Local neighborhood assemblies were called throughout El Alto. Neighbors went from house to house calling on the residents to take to the streets. When the army went on house-to-house searches for union leaders, neighbors hid them or surrounded their houses to prevent their arrest. Organized by neighborhood, blockades multiplied throughout the city. Dynamite was used to carve out craters in the streets to prevent tanks from moving through the city.

The police and armed forces began to waver. Some police officers who lived in El Alto deserted. Witnesses claimed that a soldier was executed on the streets of El Alto for refusing to fire at protesters.

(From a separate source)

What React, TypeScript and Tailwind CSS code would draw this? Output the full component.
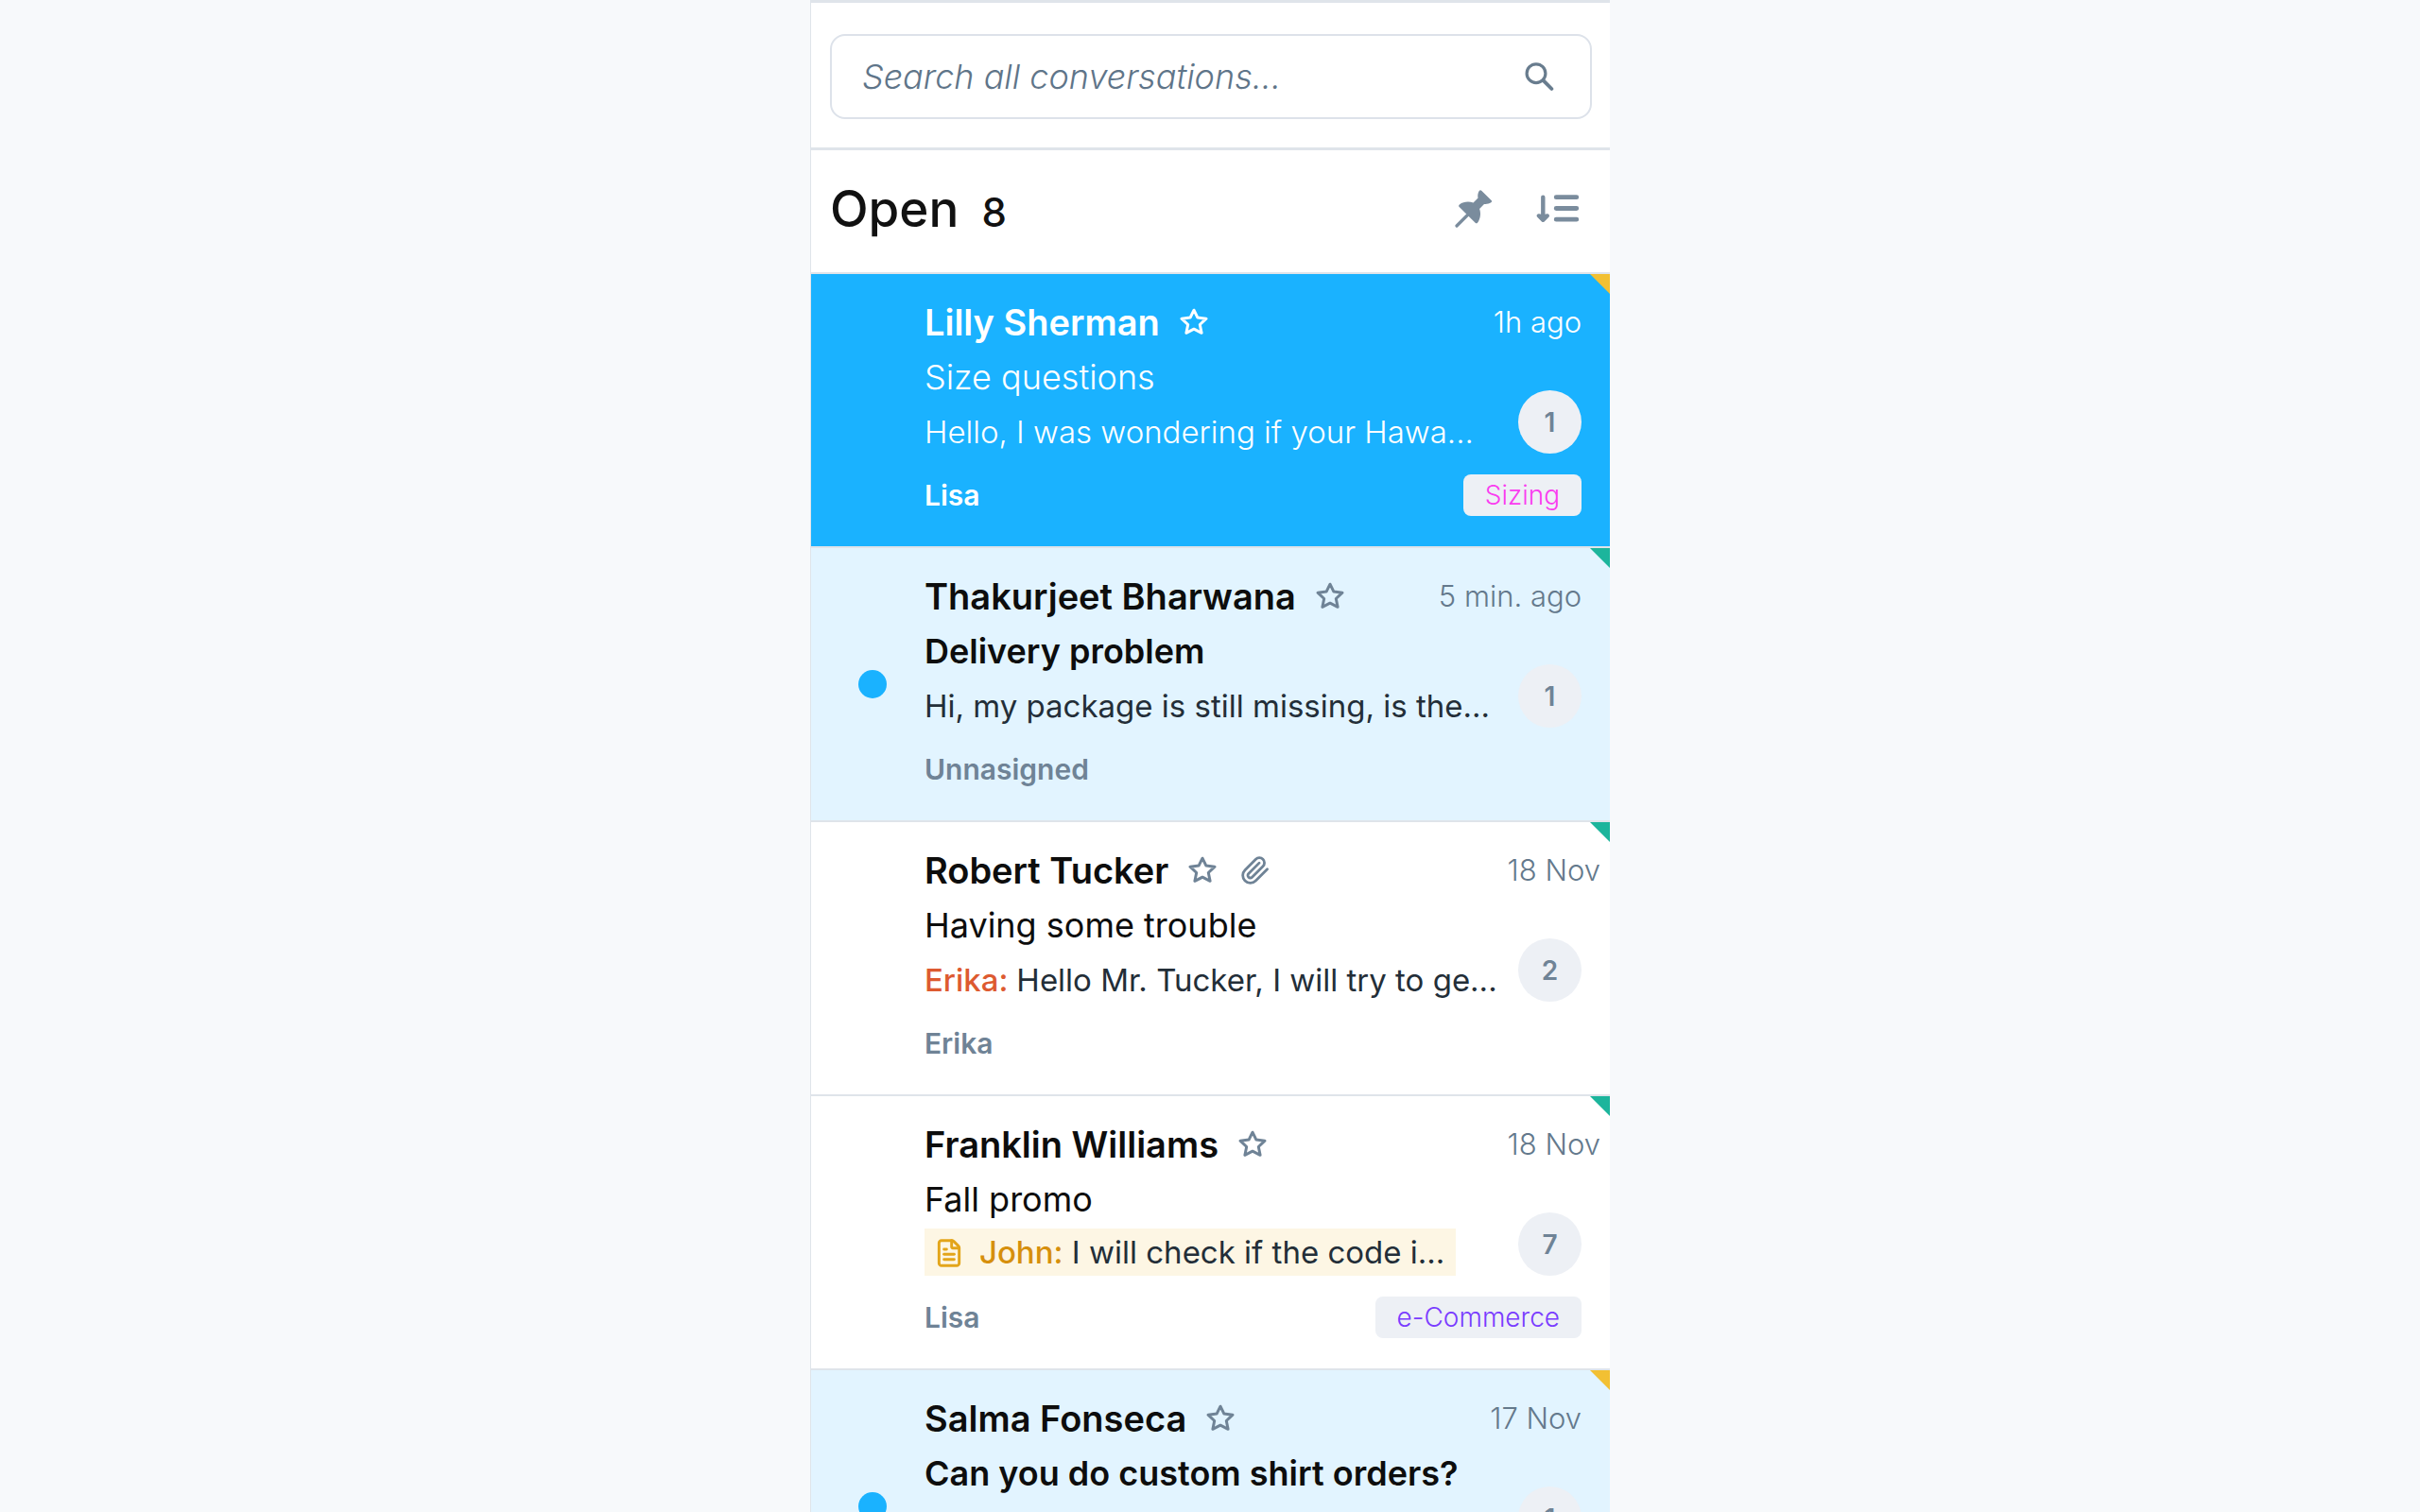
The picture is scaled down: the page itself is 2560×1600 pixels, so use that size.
import React from "react";
import { FileText } from "lucide-react";

type Conversation = {
  name: string;
  time: string;
  timeWide?: boolean;
  subject: string;
  author?: string;
  preview?: string;
  note?: boolean;
  attachment?: boolean;
  count: number;
  assignee?: string;
  tag?: { label: string; color: string };
  corner: string;
  state: "selected" | "unread" | "read";
};

const conversations: Conversation[] = [
  {
    name: "Lilly Sherman",
    time: "1h ago",
    subject: "Size questions",
    preview: "Hello, I was wondering if your Hawa...",
    count: 1,
    assignee: "Lisa",
    tag: { label: "Sizing", color: "text-[#fa3cf0]" },
    corner: "text-[#f2c033]",
    state: "selected",
  },
  {
    name: "Thakurjeet Bharwana",
    time: "5 min. ago",
    subject: "Delivery problem",
    preview: "Hi, my package is still missing, is the...",
    count: 1,
    assignee: "Unnasigned",
    corner: "text-[#1cb59c]",
    state: "unread",
  },
  {
    name: "Robert Tucker",
    time: "18 Nov",
    timeWide: true,
    subject: "Having some trouble",
    author: "Erika:",
    preview: "Hello Mr. Tucker, I will try to ge...",
    attachment: true,
    count: 2,
    assignee: "Erika",
    corner: "text-[#1cb59c]",
    state: "read",
  },
  {
    name: "Franklin Williams",
    time: "18 Nov",
    timeWide: true,
    subject: "Fall promo",
    author: "John:",
    preview: "I will check if the code i...",
    note: true,
    count: 7,
    assignee: "Lisa",
    tag: { label: "e-Commerce", color: "text-[#7a3cff]" },
    corner: "text-[#1cb59c]",
    state: "read",
  },
  {
    name: "Salma Fonseca",
    time: "17 Nov",
    subject: "Can you do custom shirt orders?",
    count: 1,
    corner: "text-[#f2c033]",
    state: "unread",
  },
];

function SearchIcon() {
  return (
    <svg width="32" height="32" viewBox="0 0 32 32" fill="none" stroke="currentColor" strokeLinecap="round" aria-hidden="true">
      <circle cx="13" cy="12.7" r="9.9" strokeWidth="3.2" />
      <path d="M20.6 20.2 29.4 29" strokeWidth="3.8" />
    </svg>
  );
}

function PinIcon() {
  return (
    <svg width="40" height="40" viewBox="0 0 40 40" fill="currentColor" aria-hidden="true">
      <path d="M25.9.8C26.5 0 27.5 0 28.2.7L38.6 11C39.4 11.8 39.3 12.8 38.3 13.3C36.2 14.5 33.6 15.3 31 14.9L26.1 19.9C27.8 24.5 27.2 30.5 24 34.7C23.3 35.5 22.3 35.5 21.6 34.8L4.7 18C3.9 17.2 4 16.1 4.9 15.4C9 12.4 14.5 11.8 19.5 13.5L24.5 8.5C23.9 5.7 24.4 3.1 25.9.8Z" />
      <path d="M2 38 13.5 26.5" stroke="currentColor" strokeWidth="3.2" strokeLinecap="round" />
    </svg>
  );
}

function SortIcon() {
  return (
    <svg width="46" height="30" viewBox="0 0 46 30" fill="none" stroke="currentColor" strokeLinecap="round" strokeLinejoin="round" aria-hidden="true">
      <path d="M7.3 2.8V23" strokeWidth="4.4" />
      <path d="M2.7 22.3 7.3 23.2 12 22.3 7.3 27Z" fill="currentColor" strokeWidth="4" />
      <path d="M21.2 2.7H42.8M21.2 14.5H42.8M21.2 26.2H42.8" strokeWidth="4.8" />
    </svg>
  );
}

function StarIcon() {
  return (
    <svg width="32" height="32" viewBox="0 0 32 32" fill="none" stroke="currentColor" strokeWidth="3" strokeLinejoin="round" aria-hidden="true">
      <path d="M16 3.2 19.9 11.1 29 12.2 22.3 18.5 24.1 27.3 16 23.2 7.9 27.3 9.7 18.5 3 12.2 12.1 11.1Z" />
    </svg>
  );
}

function PaperclipIcon() {
  return (
    <svg width="32" height="32" viewBox="0 0 24 24" fill="none" stroke="currentColor" strokeWidth="2.1" strokeLinecap="round" strokeLinejoin="round" aria-label="Attachment" role="img">
      <path d="m21.44 11.05-9.19 9.19a6 6 0 0 1-8.49-8.49l8.57-8.57A4 4 0 1 1 18 8.84l-8.59 8.57a2 2 0 0 1-2.83-2.83l8.49-8.48" />
    </svg>
  );
}

function Preview({ item }: { item: Conversation }) {
  if (item.note) {
    return (
      <p className="mt-[2px] mb-[6px] flex h-[50px] w-fit items-center gap-4 bg-[#fdf6e4] pt-[2px] pr-3 pl-[10px] whitespace-nowrap text-[#232e38]">
        <FileText className="size-8 text-[#e3a51a]" strokeWidth={2.2} aria-hidden="true" />
        <span>
          <b className="font-medium text-[#d68f0c]">{item.author}</b> {item.preview}
        </span>
      </p>
    );
  }
  return (
    <p className={`h-[58px] leading-[58px] whitespace-nowrap ${item.state === "selected" ? "font-light" : "text-[#232e38]"}`}>
      {item.author && <b className="font-medium text-[#dd5a30]">{item.author} </b>}
      {item.preview}
    </p>
  );
}

function Row({ item }: { item: Conversation }) {
  const selected = item.state === "selected";
  const unread = item.state === "unread";
  const rowColor = selected ? "bg-[#1ab2ff] text-white" : unread ? "bg-[#e2f4ff] text-[#0d0d0d]" : "bg-white text-[#0d0d0d]";
  const muted = selected ? "text-white" : "text-[#6f8396]";

  return (
    <li className={`relative flex shrink-0 border-t-2 border-[#dfe4ea] ${rowColor}`}>
      <svg className={`absolute top-0 right-0 ${item.corner}`} width="21" height="21" viewBox="0 0 21 21" fill="currentColor" aria-hidden="true">
        <path d="M0 0H21V21Z" />
      </svg>
      <div className="flex w-[120px] shrink-0 items-center pl-[50px]">
        {unread && <span className="size-[30px] rounded-full bg-[#1ab2ff]" aria-label="Unread" />}
      </div>
      <div className="min-w-0 flex-1 pt-[22px] pr-[30px] pb-8">
        <div className="flex h-[58px] items-center">
          <h2 className="text-[38px] leading-[58px] font-semibold whitespace-nowrap">{item.name}</h2>
          <div className={`ml-5 flex items-center gap-6 ${muted}`}>
            <button type="button" aria-label={`Star ${item.name}`}>
              <StarIcon />
            </button>
            {item.attachment && <PaperclipIcon />}
          </div>
          <time className={`ml-auto text-[31px] leading-[58px] font-light whitespace-nowrap ${selected ? "" : "text-[#64798c]"} ${item.timeWide ? "-mr-5" : ""}`}>
            {item.time}
          </time>
        </div>
        <div className="flex items-end justify-between">
          <div className="text-[33px]">
            <p className={`text-[36px] leading-[58px] whitespace-nowrap ${selected ? "font-light" : unread ? "font-semibold" : ""}`}>
              {item.subject}
            </p>
            <Preview item={item} />
          </div>
          <span className="mb-[6px] flex size-[67px] shrink-0 items-center justify-center rounded-full bg-[#edf0f5] text-[28px] font-semibold text-[#6f8396]">
            {item.count}
          </span>
        </div>
        <div className="mt-4 flex h-11 items-center justify-between">
          <span className={`text-[30px] font-semibold ${muted}`}>{item.assignee}</span>
          {item.tag && (
            <span className={`rounded-lg bg-[#edf0f5] px-[23px] text-[28px] leading-[44px] font-light ${item.tag.color}`}>
              {item.tag.label}
            </span>
          )}
        </div>
      </div>
    </li>
  );
}

export default function App() {
  return (
    <div className="flex h-screen justify-center overflow-hidden bg-[#f7f9fb] font-['Inter',sans-serif]">
      <main className="flex w-[33.05%] min-w-[800px] flex-col border-l border-[#dfe4ea] bg-white">
        <form className="border-t-[3px] border-b-[3px] border-[#dfe4ea] pt-[33px] pr-[19px] pb-[30px] pl-5" role="search">
          <label className="flex h-[90px] items-center rounded-2xl border-2 border-[#dde2ea] pr-[38px] pl-8 text-[#687c8e]">
            <input
              type="search"
              aria-label="Search all conversations"
              placeholder="Search all conversations..."
              className="min-w-0 flex-1 bg-transparent text-[36px] font-light italic outline-none placeholder:text-[#5f7589] placeholder:opacity-100"
            />
            <SearchIcon />
          </label>
        </form>
        <header className="flex items-center justify-between pt-[30px] pr-8 pb-[35px] pl-5">
          <h1 className="flex items-baseline gap-6 text-[53px] leading-[64px] font-medium text-[#111111]">
            Open <span className="text-[42px] leading-none">8</span>
          </h1>
          <div className="flex items-center gap-[46px] text-[#7a8c9d]">
            <button type="button" aria-label="Pinned">
              <PinIcon />
            </button>
            <button type="button" aria-label="Sort">
              <SortIcon />
            </button>
          </div>
        </header>
        <ul className="flex flex-col">
          {conversations.map((item) => (
            <Row key={item.name} item={item} />
          ))}
        </ul>
      </main>
    </div>
  );
}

Religious leaders, intellectuals, human rights activists, and more moderate leaders of the middle classes initiated hunger strikes throughout the country demanding the president’s resignation. And thousands of miners and campesinos were descending on the capital.

Lessons from the uprising

While the protests were not without their leaders, militant civil disobedience carried out by thousands of poor, indigenous rebels succeeded in bringing down the government. In the countryside, whole families camped out on the highways for six weeks, manning blockades in the face of army intimidation. In the streets of El Alto, protesters armed with only rocks and sticks resisted the advance of tanks and machine guns.

The ousting of President Sanchez was a stunning triumph for Bolivia’s indigenous people over a government totally unsympathetic to their needs. But Sanchez was only a figurehead. The real target of the uprising was the power behind him—the trans-nationals, the IMF, and the US—who were using Sanchez to extract as much as they could from Bolivia.

While not quite a revolution, the rebellion demonstrated a growing consciousness, unity, and collective power on the part of the country’s indigenous people. Most relevant, inspiring, and significant about the uprising were the incredible valor of the protesters, their autonomous manner of organizing, and the hugely successful techniques they employed.